Теперь «кокон» следил и за девушкой, и за молодым человеком, но они пока еще не встречались. Встретились они в столовой, где за длинным столом ели все вместе из металлических мисок – и рабочие, и начальство.
Знакомство состоялось, и вечером парочка вместе со многими другими гуляли за бараками.
А перед трибуной из шланга поливали землю водой и вскоре начались танцы.
Вот для чего землю поливали – чтобы пыли не было! – догадалась Тоня.
Тоня на минутку потеряла мать и отца, а потом увидела их за углом барака – они стояли очень близко друг к другу и разговаривали.
После этого молодые люди часто встречались, иногда он заходил к ней в медпункт и они целовались. А как-то он пришел поздно вечером и за занавеской на узеньком диванчике они провели остаток ночи. После этого он стал еще внимательнее к ней, чаще появлялся в медпункте.
Потом они куда-то сходили и им в бараке отделили крайнюю кровать одеялами.
Здесь они жили, здесь принимали гостей.
Один раз Тоня узнала в одном из гостей молодого Сторнаса.
Но подробности жизни родителей Свиридов пропустил.
Часто Вера уезжала с медицинской летучкой на несколько дней, иногда в командировку уезжал Степан, и потом не было предела радости их встречи …
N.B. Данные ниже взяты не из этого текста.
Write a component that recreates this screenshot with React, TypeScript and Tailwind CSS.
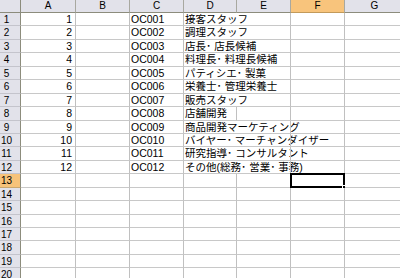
const cols = ['A', 'B', 'C', 'D', 'E', 'F', 'G'];
const widths = ['w-[55px]', 'w-[54px]', 'w-[54px]', 'w-[53px]', 'w-[54px]', 'w-[54px]', 'w-[60px]'];

const jobs = [
  '接客スタッフ',
  '調理スタッフ',
  '店長･ 店長候補',
  '料理長･ 料理長候補',
  'パティシエ･ 製菓',
  '栄養士･ 管理栄養士',
  '販売スタッフ',
  '店舗開発',
  '商品開発マーケティング',
  'バイヤー･ マーチャンダイザー',
  '研究指導･ コンサルタント',
  'その他(総務･ 営業･ 事務)',
];

const font = { fontFamily: '"Liberation Sans", "Noto Sans CJK JP", sans-serif' };

function Row({ n }: { n: number }) {
  const job = n <= 12 ? jobs[n - 1] : '';
  const overflow = job.length > 5;
  const active = n === 13;
  return (
    <div className="flex h-[13.44px]">
      <div
        className={
          active
            ? 'w-[21px] shrink-0 bg-[#f7c37a] border-r border-r-[#8c8c7c] border-b border-b-[#c9a770] text-[10px] leading-[13px] text-black text-center pr-[7px]'
            : 'w-[21px] shrink-0 bg-[#e2e2ea] border-r border-r-[#8c8c7c] border-b border-b-[#c4c4cc] text-[10px] leading-[13px] text-black text-center pr-[7px]'
        }
      >
        {n}
      </div>
      {cols.map((c, i) => {
        let text: string = '';
        if (n <= 12) {
          if (c === 'A') text = String(n);
          if (c === 'C') text = 'OC' + String(n).padStart(3, '0');
          if (c === 'D') text = job;
        }
        const noRight = c === 'D' && overflow;
        return (
          <div
            key={c}
            className={
              (noRight ? 'border-r-0 ' : 'border-r border-r-[#c0c0c0] ') +
              widths[i] +
              ' shrink-0 relative border-b border-b-[#c8c8c8] text-[10.5px] leading-[13px] text-black whitespace-nowrap ' +
              (c === 'A' ? 'text-right pr-[3px]' : 'pl-[1px]')
            }
          >
            {text}
            {active && c === 'F' && (
              <div className="absolute -left-[1px] -top-[1px] w-[55px] h-[15px] border-2 border-black">
                <div className="absolute -right-[3px] -bottom-[3px] w-[4px] h-[4px] bg-black border border-white" />
              </div>
            )}
          </div>
        );
      })}
    </div>
  );
}

export default function App() {
  const rows = Array.from({ length: 20 }, (_, i) => i + 1);
  return (
    <div className="w-[400px] h-[278px] overflow-hidden bg-white" style={font}>
      <div className="flex h-[13px]">
        <div className="w-[21px] shrink-0 bg-[#e2e2ea] border-r border-r-[#8c8c7c] border-b border-b-[#8c8c7c]" />
        {cols.map((c, i) => (
          <div
            key={c}
            className={
              (c === 'F'
                ? 'bg-[#f8c47c] border-b-[#c29a5a] '
                : 'bg-[#e2e2ea] border-b-[#8c8c7c] ') +
              widths[i] +
              ' shrink-0 border-r border-r-[#a8a8a0] border-b text-[10px] leading-[12px] text-center text-black'
            }
          >
            {c}
          </div>
        ))}
      </div>
      {rows.map((n) => (
        <Row key={n} n={n} />
      ))}
    </div>
  );
}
– Все, Тоня. Дальше не надо, там уже …
Они оказались в палатке, у входа в которую тлел костерок.
Тоня не могла оторваться от Свиридова, спрятавшись к тому под куртку.
– Ты все снимал? Можно показать это Грише? Может быть он нарисует … маму и папу …
И эти слова вызвали новый приступ рыданий.
Свиридову с трудом удалось успокоить Тоню.
Уже начинало темнеть, когда они допили кофе, выскребли банки, закопали кострище.